The printed design will disappear completely in water so keep it dry until you are finished. Also do not iron before it has been washed.

If you would like your cloth to have finished edges, fold the cloth in half with the printed side inside and stitch it together about 5/8" from the raw edge. (I use a running stitch and sashiko thread)

Now, turn the cloth right side out (print on the top) and finger press the seam flat (no ironing!)

Smooth the fabric layers out, then stitch the two rows around the outer edges. 

Before we leave this general information section here are two photos (borrowed from a different sampler) to review two sashiko basics:

1. Putting many stitches on the sashiko needle at a time. This will give you straighter more even stitching, and it goes along much faster.

gathering sashiko stitches on your sashiko needle

2. leave a loop on the back of the fabric when you carry a thread . This is important.

One more thing. Prepare your sashiko thread by opening the skein into a long loop and cut through one end of the loop. This will give you 36" lengths, which are a good length for the sashiko and weaving designs. (I cut through both ends and stitch with 18" lengths for regular sashiko stitching - but longer is better for sashiko and weaving) I like to loosely braid the skein and pull the threads from it one at a time - no tangling!
How to stitch Peaks sashiko sampler:
Start the design by stitching all vertical stitches. Stitch all the way across each time. I use a small knot in the outer edge to begin each thread, then I end that thread and begin each new thread in the margin of the design. This avoids having to deal with threads ending in the middle of a stitching line.  However, if you want to use up all your thread length, you can stitch over three or four stitches, thereby overlapping the sashiko thread ends.
sashiko stitching

This is basically how all hitomezashi sashiko designs are built. You stitch all the vertical lines, then the horizontal lines, then the diagonals going one way, and then the diagonals going the other way. One you grasp that, you can stitch all the hitomesashi sashiko patterns without instructions!

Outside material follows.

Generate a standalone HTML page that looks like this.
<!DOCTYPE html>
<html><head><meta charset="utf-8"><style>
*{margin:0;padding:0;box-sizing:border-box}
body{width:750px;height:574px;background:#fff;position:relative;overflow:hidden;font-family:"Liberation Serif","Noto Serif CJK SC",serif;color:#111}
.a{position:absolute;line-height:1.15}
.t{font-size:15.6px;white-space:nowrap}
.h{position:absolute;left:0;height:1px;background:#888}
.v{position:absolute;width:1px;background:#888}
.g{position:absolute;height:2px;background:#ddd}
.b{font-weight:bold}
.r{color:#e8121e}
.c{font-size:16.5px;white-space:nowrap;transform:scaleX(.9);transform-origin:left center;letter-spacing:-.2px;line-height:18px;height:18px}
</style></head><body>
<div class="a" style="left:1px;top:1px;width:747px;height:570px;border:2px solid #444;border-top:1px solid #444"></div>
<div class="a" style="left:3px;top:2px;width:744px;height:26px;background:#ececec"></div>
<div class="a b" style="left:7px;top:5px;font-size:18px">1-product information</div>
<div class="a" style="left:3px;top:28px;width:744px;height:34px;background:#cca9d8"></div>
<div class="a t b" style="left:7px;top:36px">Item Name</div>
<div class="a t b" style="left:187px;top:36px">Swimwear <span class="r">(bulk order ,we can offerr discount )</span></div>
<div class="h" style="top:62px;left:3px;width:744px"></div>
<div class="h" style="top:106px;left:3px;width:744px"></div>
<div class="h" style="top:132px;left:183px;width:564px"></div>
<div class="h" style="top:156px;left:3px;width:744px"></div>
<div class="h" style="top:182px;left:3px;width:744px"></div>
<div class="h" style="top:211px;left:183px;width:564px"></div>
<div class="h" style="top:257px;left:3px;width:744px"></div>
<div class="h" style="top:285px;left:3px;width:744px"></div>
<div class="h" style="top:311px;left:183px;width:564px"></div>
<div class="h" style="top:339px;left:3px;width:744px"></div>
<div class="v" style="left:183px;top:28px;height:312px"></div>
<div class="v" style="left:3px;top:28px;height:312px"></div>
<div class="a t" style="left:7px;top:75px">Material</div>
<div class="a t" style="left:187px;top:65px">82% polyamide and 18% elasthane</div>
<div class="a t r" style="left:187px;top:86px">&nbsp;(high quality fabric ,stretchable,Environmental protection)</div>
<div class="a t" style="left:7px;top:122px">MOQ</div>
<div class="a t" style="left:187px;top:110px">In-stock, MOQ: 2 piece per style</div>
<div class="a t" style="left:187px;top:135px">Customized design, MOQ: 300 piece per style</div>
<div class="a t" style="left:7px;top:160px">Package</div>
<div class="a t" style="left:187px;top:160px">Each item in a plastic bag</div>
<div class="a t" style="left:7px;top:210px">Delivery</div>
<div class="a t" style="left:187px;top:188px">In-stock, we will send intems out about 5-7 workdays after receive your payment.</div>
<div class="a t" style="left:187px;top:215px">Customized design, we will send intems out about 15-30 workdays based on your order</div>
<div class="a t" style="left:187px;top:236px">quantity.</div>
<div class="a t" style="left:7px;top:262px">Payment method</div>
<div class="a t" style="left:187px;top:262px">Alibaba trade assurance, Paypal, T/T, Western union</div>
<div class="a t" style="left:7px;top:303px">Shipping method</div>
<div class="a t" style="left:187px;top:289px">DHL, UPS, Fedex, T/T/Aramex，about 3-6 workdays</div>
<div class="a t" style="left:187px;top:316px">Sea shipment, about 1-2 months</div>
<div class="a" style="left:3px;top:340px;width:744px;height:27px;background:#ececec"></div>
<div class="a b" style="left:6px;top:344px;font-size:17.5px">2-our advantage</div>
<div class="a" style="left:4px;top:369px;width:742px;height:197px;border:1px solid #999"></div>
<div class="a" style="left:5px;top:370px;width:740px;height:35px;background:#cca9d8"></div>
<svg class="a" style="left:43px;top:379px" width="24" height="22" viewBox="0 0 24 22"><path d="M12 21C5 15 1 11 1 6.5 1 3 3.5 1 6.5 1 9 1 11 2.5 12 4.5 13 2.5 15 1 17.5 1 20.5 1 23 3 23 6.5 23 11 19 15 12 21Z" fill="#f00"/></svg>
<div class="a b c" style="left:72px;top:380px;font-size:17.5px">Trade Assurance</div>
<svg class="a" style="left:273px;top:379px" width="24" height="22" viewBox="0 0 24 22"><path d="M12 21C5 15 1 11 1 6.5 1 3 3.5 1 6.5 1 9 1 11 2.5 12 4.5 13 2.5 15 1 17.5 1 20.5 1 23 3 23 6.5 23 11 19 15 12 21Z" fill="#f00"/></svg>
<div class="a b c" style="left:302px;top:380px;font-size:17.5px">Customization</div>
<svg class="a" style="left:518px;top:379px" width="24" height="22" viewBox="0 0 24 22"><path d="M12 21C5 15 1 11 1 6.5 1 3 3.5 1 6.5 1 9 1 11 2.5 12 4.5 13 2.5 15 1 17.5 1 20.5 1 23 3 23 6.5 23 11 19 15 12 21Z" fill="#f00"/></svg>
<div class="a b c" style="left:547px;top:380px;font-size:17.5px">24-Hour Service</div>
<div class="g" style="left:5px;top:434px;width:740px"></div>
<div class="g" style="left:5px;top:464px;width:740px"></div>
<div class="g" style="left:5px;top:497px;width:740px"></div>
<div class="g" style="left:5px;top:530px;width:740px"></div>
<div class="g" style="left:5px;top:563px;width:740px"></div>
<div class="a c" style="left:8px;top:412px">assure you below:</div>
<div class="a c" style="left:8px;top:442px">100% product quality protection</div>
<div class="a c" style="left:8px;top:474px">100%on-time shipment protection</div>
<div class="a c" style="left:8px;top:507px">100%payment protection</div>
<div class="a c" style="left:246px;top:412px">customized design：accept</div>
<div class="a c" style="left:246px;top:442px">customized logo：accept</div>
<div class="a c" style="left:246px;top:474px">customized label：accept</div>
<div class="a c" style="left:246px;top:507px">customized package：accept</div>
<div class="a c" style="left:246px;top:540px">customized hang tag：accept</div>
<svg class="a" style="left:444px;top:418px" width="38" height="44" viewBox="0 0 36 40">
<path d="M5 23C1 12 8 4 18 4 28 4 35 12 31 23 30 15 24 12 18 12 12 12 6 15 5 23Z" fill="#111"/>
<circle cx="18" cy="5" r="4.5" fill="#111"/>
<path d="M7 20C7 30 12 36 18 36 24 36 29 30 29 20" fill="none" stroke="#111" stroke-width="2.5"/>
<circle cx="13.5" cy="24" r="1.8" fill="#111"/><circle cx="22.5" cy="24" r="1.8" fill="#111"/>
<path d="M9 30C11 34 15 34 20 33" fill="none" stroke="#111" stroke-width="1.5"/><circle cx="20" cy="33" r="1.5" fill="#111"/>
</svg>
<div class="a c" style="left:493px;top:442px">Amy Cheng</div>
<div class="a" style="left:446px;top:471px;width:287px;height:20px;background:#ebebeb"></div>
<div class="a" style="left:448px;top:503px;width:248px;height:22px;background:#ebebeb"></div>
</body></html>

Leave a loop on the back of the fabric when you carry a thread.
Apparently I forgot to take a picture of the vertical stitching finished! You must finish the vertical sashiko stitching before you can do the kugurizashi sashiko step.
Also, taking a step back, - lets talk about thread colours. This design can be stitched in any combination of colours you like, or in a single colour.  I think it lends itself to variegated threads nicely.
I chose 9 colours and to try to create a mountain peak feeling, sunrise on high bare mountain peak, distant blue/green mountains and then the near sandy green foothills. 
choosing sashiko thread colours

 The next step is the kugurizashi sashiko, which is weaving under the stitching part of the design.

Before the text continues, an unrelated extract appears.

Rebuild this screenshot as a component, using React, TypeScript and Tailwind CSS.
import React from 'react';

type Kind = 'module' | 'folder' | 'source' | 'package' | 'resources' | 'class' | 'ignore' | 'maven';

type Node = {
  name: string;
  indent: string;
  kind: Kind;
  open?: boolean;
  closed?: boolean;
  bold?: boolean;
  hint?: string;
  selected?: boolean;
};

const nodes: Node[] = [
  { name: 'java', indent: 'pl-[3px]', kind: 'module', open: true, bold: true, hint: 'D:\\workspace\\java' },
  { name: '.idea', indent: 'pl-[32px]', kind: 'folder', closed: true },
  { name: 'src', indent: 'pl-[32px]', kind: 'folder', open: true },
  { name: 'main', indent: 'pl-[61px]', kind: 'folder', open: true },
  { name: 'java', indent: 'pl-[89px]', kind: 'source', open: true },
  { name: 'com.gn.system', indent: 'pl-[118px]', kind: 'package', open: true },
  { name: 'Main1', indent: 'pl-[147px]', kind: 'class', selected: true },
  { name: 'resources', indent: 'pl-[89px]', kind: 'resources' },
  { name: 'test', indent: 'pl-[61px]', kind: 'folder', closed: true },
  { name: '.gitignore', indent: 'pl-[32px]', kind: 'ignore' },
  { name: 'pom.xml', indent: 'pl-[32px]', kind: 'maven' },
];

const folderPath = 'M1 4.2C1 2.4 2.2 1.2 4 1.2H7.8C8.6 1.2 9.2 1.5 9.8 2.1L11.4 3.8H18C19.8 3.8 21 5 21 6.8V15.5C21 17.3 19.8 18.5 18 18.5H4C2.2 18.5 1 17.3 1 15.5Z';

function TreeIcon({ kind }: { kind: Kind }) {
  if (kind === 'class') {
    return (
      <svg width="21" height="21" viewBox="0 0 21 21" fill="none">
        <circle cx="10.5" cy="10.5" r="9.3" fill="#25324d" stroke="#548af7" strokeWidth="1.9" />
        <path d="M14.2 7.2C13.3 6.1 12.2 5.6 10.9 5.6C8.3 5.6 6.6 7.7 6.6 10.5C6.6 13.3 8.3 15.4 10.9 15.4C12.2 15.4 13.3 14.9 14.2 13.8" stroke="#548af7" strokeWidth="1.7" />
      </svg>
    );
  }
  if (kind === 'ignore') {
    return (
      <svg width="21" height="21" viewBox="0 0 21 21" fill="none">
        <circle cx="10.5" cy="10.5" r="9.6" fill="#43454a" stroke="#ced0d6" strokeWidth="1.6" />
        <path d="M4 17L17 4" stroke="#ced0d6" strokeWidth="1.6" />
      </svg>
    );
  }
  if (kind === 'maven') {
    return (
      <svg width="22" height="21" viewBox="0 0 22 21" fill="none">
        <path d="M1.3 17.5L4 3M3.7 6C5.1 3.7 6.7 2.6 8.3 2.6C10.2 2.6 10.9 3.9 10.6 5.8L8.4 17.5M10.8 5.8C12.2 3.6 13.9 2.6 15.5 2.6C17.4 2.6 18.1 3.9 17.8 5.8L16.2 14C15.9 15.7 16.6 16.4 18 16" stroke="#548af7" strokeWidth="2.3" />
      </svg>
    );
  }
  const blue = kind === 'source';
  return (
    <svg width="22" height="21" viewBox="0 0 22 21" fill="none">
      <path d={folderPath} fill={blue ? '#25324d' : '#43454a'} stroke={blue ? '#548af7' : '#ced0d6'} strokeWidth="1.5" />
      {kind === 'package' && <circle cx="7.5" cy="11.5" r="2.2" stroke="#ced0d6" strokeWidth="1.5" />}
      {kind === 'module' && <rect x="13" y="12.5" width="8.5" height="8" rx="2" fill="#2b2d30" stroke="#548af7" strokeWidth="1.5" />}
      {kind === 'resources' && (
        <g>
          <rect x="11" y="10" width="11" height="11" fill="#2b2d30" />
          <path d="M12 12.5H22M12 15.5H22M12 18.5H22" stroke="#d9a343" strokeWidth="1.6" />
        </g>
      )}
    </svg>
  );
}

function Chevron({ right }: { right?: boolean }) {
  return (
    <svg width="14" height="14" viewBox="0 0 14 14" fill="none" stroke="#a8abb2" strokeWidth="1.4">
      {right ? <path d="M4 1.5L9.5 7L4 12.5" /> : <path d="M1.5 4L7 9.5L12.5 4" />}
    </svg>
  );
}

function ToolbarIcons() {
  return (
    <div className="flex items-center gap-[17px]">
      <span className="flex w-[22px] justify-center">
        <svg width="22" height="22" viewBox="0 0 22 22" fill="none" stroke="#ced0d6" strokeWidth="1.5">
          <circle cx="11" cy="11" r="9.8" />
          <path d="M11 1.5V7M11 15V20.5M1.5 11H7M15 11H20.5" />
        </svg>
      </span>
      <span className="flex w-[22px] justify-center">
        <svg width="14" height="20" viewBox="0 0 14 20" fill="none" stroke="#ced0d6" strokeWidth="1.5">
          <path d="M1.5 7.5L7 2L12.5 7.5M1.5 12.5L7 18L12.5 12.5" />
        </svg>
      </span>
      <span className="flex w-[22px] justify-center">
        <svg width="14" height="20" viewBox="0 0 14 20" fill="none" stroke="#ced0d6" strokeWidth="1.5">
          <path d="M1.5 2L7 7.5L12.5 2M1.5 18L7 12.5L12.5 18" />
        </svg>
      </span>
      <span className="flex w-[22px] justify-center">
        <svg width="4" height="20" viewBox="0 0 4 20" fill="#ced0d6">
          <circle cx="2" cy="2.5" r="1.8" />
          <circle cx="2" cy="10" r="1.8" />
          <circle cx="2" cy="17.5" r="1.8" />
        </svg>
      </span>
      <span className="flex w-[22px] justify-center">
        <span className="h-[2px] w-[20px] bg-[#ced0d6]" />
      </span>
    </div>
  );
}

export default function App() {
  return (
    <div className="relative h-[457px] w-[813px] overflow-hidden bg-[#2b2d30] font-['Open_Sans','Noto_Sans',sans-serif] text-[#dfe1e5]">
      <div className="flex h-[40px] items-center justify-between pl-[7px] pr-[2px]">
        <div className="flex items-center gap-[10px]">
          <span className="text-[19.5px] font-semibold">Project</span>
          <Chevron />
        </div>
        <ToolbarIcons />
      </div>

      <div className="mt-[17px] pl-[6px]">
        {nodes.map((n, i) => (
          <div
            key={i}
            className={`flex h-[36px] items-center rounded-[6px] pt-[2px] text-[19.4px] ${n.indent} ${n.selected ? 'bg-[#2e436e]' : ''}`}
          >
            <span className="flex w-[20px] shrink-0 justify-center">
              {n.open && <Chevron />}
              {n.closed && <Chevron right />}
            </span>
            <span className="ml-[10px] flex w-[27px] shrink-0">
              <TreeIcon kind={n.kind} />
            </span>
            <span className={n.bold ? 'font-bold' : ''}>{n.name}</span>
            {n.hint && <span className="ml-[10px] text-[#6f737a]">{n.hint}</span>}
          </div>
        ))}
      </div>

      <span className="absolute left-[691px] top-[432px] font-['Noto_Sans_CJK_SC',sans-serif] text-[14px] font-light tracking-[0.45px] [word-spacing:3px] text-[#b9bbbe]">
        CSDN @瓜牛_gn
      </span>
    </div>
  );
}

When all the vertical stitching has been completed, start the weaving.  To do this, start with a small knot on the back of the fabric and using the needle eye end of the needle, pass under the stitches as shown here. The fabric has a few of these printed for you to follow but it is up to you how many rows you feel will look right :-)

kurugi-sashi sashiko )weaving under threads)
I stitched more but not all of the rows
kuguri-sashi sashiko stitching
My finished "Peaks"
Did I mention about washing? When you are finished give your project some firm tugs by holding two sides directly across from each other and pulling. Do this in several places, it will help to even up the stitching and pull any needed extra thread from the loops you left on the back to keep the cloth laying even and flat.  
Once you have done that, smooth it out flat, then put it in a bowl of warm water to soak a few minutes and rinse till the water is clear. Let dry and press from the back.
That is the 'safe' way to remove the print, but these fabrics and threads are made to wash well. I just put mine in the washer and dryer along with my with towels.